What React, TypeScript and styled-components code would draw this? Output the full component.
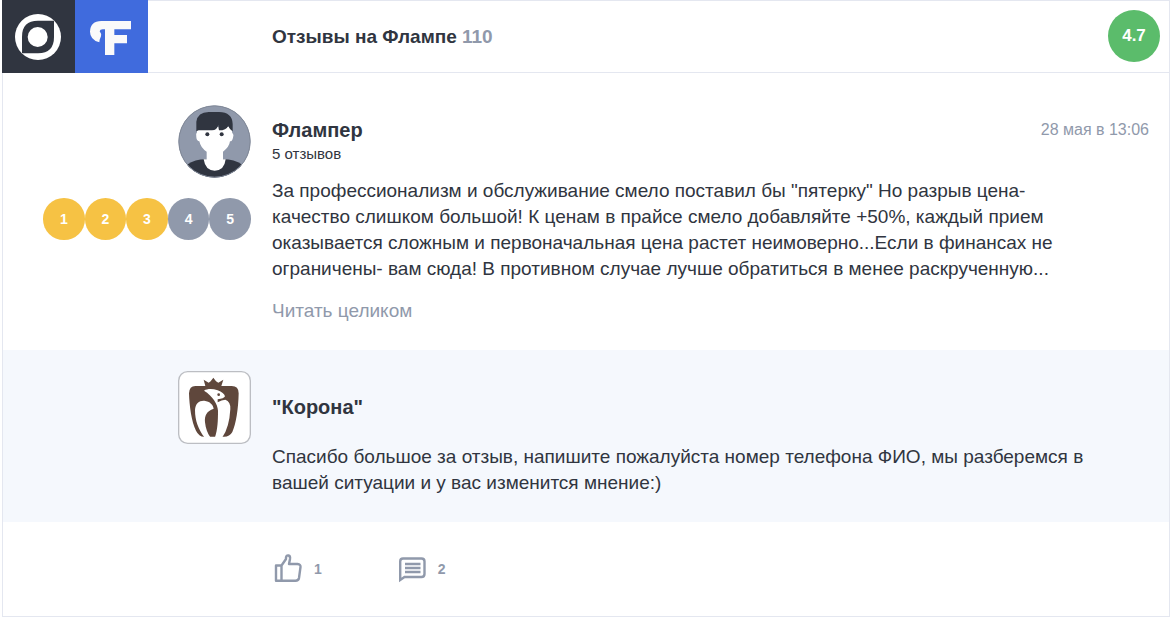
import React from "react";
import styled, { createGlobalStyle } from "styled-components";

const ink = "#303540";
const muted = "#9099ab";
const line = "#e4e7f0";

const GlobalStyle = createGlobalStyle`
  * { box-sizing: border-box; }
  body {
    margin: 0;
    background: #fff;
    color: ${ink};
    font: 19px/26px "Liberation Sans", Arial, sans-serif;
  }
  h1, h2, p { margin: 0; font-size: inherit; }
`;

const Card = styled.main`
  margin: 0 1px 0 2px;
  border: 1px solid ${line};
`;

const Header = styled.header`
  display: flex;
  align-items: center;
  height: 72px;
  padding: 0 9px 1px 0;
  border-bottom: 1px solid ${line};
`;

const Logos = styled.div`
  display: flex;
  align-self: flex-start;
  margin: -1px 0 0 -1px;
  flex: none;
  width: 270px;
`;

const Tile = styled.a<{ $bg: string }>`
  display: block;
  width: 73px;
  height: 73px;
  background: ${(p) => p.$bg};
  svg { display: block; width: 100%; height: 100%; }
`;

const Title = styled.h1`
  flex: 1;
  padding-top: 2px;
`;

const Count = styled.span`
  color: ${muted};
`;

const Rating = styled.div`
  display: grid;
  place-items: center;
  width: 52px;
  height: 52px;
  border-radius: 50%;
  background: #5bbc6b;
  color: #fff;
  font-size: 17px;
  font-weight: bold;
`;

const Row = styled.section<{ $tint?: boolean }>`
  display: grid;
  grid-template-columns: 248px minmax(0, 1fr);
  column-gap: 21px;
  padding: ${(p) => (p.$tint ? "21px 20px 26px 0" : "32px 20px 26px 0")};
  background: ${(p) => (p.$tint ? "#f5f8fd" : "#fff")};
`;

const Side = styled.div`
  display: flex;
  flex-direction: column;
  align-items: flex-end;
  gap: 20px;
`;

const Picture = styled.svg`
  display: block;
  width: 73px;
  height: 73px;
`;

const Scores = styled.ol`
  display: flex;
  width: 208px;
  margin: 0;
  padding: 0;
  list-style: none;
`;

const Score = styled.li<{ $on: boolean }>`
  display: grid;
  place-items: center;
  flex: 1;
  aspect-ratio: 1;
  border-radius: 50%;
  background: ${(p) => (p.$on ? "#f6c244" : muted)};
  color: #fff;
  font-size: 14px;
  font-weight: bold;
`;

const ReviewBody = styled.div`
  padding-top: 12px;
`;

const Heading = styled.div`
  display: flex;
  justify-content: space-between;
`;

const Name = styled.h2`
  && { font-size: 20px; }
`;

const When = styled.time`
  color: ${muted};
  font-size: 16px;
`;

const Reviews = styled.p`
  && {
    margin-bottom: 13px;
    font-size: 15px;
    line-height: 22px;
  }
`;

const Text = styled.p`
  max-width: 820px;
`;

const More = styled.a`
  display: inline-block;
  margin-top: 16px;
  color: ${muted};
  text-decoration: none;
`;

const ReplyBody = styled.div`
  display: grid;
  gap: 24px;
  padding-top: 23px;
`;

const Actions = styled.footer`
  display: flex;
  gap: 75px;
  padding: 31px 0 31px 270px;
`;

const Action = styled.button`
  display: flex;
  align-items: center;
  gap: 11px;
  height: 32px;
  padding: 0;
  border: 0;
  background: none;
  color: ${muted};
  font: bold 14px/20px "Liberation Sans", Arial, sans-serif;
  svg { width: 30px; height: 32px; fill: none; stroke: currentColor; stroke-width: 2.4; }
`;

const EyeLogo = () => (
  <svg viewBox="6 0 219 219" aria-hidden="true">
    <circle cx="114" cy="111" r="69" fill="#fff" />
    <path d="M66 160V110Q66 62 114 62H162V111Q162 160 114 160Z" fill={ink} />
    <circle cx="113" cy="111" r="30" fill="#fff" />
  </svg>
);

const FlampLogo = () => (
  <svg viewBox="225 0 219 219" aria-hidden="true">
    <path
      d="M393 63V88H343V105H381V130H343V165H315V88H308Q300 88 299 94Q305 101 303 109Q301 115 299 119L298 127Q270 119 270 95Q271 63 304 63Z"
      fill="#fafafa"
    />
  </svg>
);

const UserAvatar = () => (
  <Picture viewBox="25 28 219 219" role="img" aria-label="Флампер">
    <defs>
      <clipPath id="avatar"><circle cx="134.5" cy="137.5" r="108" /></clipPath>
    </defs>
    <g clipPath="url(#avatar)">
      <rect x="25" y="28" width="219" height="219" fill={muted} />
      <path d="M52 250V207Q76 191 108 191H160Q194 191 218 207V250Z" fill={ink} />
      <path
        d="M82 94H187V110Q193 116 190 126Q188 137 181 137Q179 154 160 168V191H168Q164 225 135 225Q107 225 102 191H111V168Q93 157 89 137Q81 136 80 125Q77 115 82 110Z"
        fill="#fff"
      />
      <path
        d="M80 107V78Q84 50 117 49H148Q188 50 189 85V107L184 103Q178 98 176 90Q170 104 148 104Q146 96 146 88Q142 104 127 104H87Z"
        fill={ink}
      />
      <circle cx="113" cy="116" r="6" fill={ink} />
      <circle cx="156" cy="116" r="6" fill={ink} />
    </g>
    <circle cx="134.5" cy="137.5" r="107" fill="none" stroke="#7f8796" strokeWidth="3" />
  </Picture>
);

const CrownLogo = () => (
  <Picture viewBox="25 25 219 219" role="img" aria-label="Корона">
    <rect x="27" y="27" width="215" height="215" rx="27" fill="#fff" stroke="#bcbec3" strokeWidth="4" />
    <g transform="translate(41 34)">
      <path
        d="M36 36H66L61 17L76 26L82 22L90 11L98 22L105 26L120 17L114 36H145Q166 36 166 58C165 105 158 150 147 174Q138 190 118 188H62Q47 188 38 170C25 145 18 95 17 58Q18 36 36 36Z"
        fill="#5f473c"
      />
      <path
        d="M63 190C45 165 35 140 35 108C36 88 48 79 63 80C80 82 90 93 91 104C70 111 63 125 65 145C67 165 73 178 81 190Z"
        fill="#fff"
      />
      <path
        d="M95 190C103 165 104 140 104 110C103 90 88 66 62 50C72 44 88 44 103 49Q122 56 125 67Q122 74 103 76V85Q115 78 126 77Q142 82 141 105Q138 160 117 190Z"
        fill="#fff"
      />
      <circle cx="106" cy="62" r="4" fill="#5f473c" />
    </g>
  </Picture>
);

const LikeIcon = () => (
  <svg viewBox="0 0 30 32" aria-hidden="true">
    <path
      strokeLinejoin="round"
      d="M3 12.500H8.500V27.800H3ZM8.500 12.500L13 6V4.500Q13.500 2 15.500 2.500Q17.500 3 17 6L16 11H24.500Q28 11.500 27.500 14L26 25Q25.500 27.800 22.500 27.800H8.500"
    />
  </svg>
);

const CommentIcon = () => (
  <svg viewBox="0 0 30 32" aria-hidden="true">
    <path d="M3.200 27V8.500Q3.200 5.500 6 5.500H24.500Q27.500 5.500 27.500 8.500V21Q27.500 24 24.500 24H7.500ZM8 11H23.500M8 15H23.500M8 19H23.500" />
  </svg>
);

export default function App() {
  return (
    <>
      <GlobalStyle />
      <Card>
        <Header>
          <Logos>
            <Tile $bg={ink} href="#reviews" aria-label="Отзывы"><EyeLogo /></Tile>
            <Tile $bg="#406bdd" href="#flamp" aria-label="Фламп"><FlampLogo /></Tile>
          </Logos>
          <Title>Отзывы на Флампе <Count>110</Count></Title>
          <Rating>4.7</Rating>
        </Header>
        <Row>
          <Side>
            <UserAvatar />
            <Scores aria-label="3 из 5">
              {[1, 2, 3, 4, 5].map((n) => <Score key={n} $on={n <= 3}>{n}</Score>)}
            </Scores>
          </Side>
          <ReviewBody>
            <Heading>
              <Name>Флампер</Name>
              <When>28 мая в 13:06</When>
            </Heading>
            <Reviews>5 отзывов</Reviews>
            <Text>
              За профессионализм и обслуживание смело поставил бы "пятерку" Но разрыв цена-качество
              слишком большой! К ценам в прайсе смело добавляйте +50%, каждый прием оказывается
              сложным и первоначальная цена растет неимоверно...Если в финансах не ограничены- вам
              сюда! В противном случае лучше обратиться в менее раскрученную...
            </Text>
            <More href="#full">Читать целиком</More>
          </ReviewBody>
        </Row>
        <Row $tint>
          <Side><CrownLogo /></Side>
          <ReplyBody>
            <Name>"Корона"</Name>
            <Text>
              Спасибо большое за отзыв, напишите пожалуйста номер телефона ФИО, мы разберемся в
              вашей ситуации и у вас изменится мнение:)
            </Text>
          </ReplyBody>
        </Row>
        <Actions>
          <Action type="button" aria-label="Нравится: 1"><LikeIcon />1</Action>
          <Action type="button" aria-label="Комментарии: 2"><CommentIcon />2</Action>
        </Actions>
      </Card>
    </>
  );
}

Do this »
Find the word "full" in the data and copy out each line where it turns up.

The response »
What React, TypeScript and styled-components code would draw this? Output the full component.
            <More href="#full">Читать целиком</More>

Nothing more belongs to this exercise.